- _INFORMATION PROVIDED_

:::::

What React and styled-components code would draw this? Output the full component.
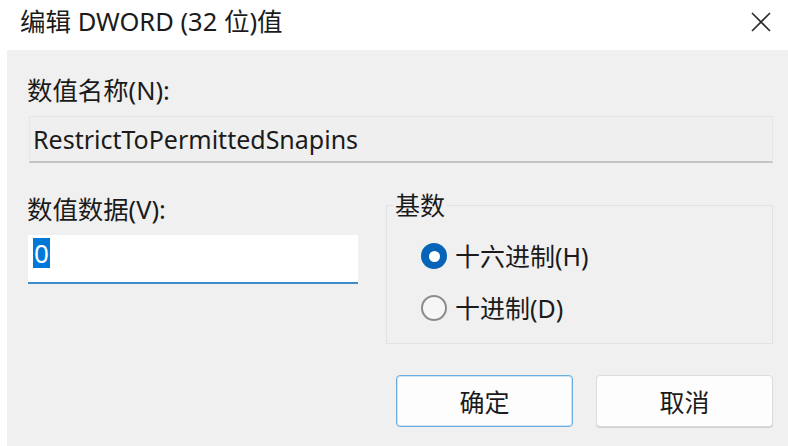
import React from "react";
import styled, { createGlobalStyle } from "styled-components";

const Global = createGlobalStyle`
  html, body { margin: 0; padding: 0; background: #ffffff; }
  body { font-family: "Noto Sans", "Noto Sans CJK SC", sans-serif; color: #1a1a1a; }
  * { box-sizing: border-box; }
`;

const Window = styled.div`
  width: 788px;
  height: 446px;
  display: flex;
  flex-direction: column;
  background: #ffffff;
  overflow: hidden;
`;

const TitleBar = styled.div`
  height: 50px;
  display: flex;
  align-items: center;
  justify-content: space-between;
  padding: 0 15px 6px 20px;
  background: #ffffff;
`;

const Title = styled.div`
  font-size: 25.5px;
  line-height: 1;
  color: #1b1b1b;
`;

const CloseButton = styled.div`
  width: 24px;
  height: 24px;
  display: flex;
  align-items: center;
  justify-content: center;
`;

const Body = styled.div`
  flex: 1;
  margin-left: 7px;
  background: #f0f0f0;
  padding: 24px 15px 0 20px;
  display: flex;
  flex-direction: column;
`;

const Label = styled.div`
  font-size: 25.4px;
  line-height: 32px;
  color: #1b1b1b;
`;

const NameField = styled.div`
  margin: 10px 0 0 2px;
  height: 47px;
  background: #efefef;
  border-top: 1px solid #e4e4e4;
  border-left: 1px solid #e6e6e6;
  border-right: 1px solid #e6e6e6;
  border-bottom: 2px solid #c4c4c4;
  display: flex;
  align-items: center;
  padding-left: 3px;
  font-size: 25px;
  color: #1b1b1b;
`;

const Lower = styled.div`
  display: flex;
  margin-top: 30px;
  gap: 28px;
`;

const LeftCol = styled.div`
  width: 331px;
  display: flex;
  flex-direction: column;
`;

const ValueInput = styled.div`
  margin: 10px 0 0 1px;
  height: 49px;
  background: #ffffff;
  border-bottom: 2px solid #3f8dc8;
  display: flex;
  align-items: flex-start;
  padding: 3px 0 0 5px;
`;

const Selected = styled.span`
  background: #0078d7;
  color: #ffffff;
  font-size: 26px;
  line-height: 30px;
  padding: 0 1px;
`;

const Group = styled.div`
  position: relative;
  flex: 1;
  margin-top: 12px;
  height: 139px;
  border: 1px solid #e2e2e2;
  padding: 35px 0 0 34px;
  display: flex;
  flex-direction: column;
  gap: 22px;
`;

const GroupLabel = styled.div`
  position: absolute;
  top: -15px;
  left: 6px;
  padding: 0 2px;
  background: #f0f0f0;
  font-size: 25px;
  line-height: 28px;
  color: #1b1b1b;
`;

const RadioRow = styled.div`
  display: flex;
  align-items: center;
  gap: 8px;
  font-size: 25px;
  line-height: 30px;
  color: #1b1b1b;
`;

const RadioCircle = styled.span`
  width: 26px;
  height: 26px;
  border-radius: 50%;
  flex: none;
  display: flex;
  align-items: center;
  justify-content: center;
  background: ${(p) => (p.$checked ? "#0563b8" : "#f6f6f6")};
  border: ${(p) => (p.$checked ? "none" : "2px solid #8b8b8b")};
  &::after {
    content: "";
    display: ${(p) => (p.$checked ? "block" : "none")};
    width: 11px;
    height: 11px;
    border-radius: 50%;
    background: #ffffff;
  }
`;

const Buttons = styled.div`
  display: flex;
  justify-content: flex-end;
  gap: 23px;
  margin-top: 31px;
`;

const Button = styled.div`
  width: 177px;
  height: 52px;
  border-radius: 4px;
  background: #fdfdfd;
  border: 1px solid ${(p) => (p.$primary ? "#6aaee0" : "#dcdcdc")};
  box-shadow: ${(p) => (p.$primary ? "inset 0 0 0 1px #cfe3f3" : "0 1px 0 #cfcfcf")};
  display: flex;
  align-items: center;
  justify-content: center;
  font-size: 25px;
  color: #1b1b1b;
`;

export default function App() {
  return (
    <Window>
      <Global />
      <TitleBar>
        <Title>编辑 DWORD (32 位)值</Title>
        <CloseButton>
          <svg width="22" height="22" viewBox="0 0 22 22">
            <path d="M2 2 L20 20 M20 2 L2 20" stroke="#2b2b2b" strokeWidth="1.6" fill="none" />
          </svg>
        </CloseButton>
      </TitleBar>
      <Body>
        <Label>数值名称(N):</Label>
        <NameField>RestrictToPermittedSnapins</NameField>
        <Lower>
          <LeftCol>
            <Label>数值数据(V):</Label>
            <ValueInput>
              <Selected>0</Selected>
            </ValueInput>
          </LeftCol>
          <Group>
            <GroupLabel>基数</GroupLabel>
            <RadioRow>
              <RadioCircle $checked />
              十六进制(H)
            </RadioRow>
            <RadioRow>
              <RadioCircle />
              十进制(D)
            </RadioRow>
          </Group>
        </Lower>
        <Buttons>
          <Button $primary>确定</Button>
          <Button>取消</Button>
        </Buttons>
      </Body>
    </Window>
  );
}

:::::

- _AIM_
Without including any pictures, reproduce the listing exactly.

- _SOLUTION TO THIS EXERCISE_
What React and styled-components code would draw this? Output the full component.
import React from "react";
import styled, { createGlobalStyle } from "styled-components";

const Global = createGlobalStyle`
  html, body { margin: 0; padding: 0; background: #ffffff; }
  body { font-family: "Noto Sans", "Noto Sans CJK SC", sans-serif; color: #1a1a1a; }
  * { box-sizing: border-box; }
`;

const Window = styled.div`
  width: 788px;
  height: 446px;
  display: flex;
  flex-direction: column;
  background: #ffffff;
  overflow: hidden;
`;

const TitleBar = styled.div`
  height: 50px;
  display: flex;
  align-items: center;
  justify-content: space-between;
  padding: 0 15px 6px 20px;
  background: #ffffff;
`;

const Title = styled.div`
  font-size: 25.5px;
  line-height: 1;
  color: #1b1b1b;
`;

const CloseButton = styled.div`
  width: 24px;
  height: 24px;
  display: flex;
  align-items: center;
  justify-content: center;
`;

const Body = styled.div`
  flex: 1;
  margin-left: 7px;
  background: #f0f0f0;
  padding: 24px 15px 0 20px;
  display: flex;
  flex-direction: column;
`;

const Label = styled.div`
  font-size: 25.4px;
  line-height: 32px;
  color: #1b1b1b;
`;

const NameField = styled.div`
  margin: 10px 0 0 2px;
  height: 47px;
  background: #efefef;
  border-top: 1px solid #e4e4e4;
  border-left: 1px solid #e6e6e6;
  border-right: 1px solid #e6e6e6;
  border-bottom: 2px solid #c4c4c4;
  display: flex;
  align-items: center;
  padding-left: 3px;
  font-size: 25px;
  color: #1b1b1b;
`;

const Lower = styled.div`
  display: flex;
  margin-top: 30px;
  gap: 28px;
`;

const LeftCol = styled.div`
  width: 331px;
  display: flex;
  flex-direction: column;
`;

const ValueInput = styled.div`
  margin: 10px 0 0 1px;
  height: 49px;
  background: #ffffff;
  border-bottom: 2px solid #3f8dc8;
  display: flex;
  align-items: flex-start;
  padding: 3px 0 0 5px;
`;

const Selected = styled.span`
  background: #0078d7;
  color: #ffffff;
  font-size: 26px;
  line-height: 30px;
  padding: 0 1px;
`;

const Group = styled.div`
  position: relative;
  flex: 1;
  margin-top: 12px;
  height: 139px;
  border: 1px solid #e2e2e2;
  padding: 35px 0 0 34px;
  display: flex;
  flex-direction: column;
  gap: 22px;
`;

const GroupLabel = styled.div`
  position: absolute;
  top: -15px;
  left: 6px;
  padding: 0 2px;
  background: #f0f0f0;
  font-size: 25px;
  line-height: 28px;
  color: #1b1b1b;
`;

const RadioRow = styled.div`
  display: flex;
  align-items: center;
  gap: 8px;
  font-size: 25px;
  line-height: 30px;
  color: #1b1b1b;
`;

const RadioCircle = styled.span`
  width: 26px;
  height: 26px;
  border-radius: 50%;
  flex: none;
  display: flex;
  align-items: center;
  justify-content: center;
  background: ${(p) => (p.$checked ? "#0563b8" : "#f6f6f6")};
  border: ${(p) => (p.$checked ? "none" : "2px solid #8b8b8b")};
  &::after {
    content: "";
    display: ${(p) => (p.$checked ? "block" : "none")};
    width: 11px;
    height: 11px;
    border-radius: 50%;
    background: #ffffff;
  }
`;

const Buttons = styled.div`
  display: flex;
  justify-content: flex-end;
  gap: 23px;
  margin-top: 31px;
`;

const Button = styled.div`
  width: 177px;
  height: 52px;
  border-radius: 4px;
  background: #fdfdfd;
  border: 1px solid ${(p) => (p.$primary ? "#6aaee0" : "#dcdcdc")};
  box-shadow: ${(p) => (p.$primary ? "inset 0 0 0 1px #cfe3f3" : "0 1px 0 #cfcfcf")};
  display: flex;
  align-items: center;
  justify-content: center;
  font-size: 25px;
  color: #1b1b1b;
`;

export default function App() {
  return (
    <Window>
      <Global />
      <TitleBar>
        <Title>编辑 DWORD (32 位)值</Title>
        <CloseButton>
          <svg width="22" height="22" viewBox="0 0 22 22">
            <path d="M2 2 L20 20 M20 2 L2 20" stroke="#2b2b2b" strokeWidth="1.6" fill="none" />
          </svg>
        </CloseButton>
      </TitleBar>
      <Body>
        <Label>数值名称(N):</Label>
        <NameField>RestrictToPermittedSnapins</NameField>
        <Lower>
          <LeftCol>
            <Label>数值数据(V):</Label>
            <ValueInput>
              <Selected>0</Selected>
            </ValueInput>
          </LeftCol>
          <Group>
            <GroupLabel>基数</GroupLabel>
            <RadioRow>
              <RadioCircle $checked />
              十六进制(H)
            </RadioRow>
            <RadioRow>
              <RadioCircle />
              十进制(D)
            </RadioRow>
          </Group>
        </Lower>
        <Buttons>
          <Button $primary>确定</Button>
          <Button>取消</Button>
        </Buttons>
      </Body>
    </Window>
  );
}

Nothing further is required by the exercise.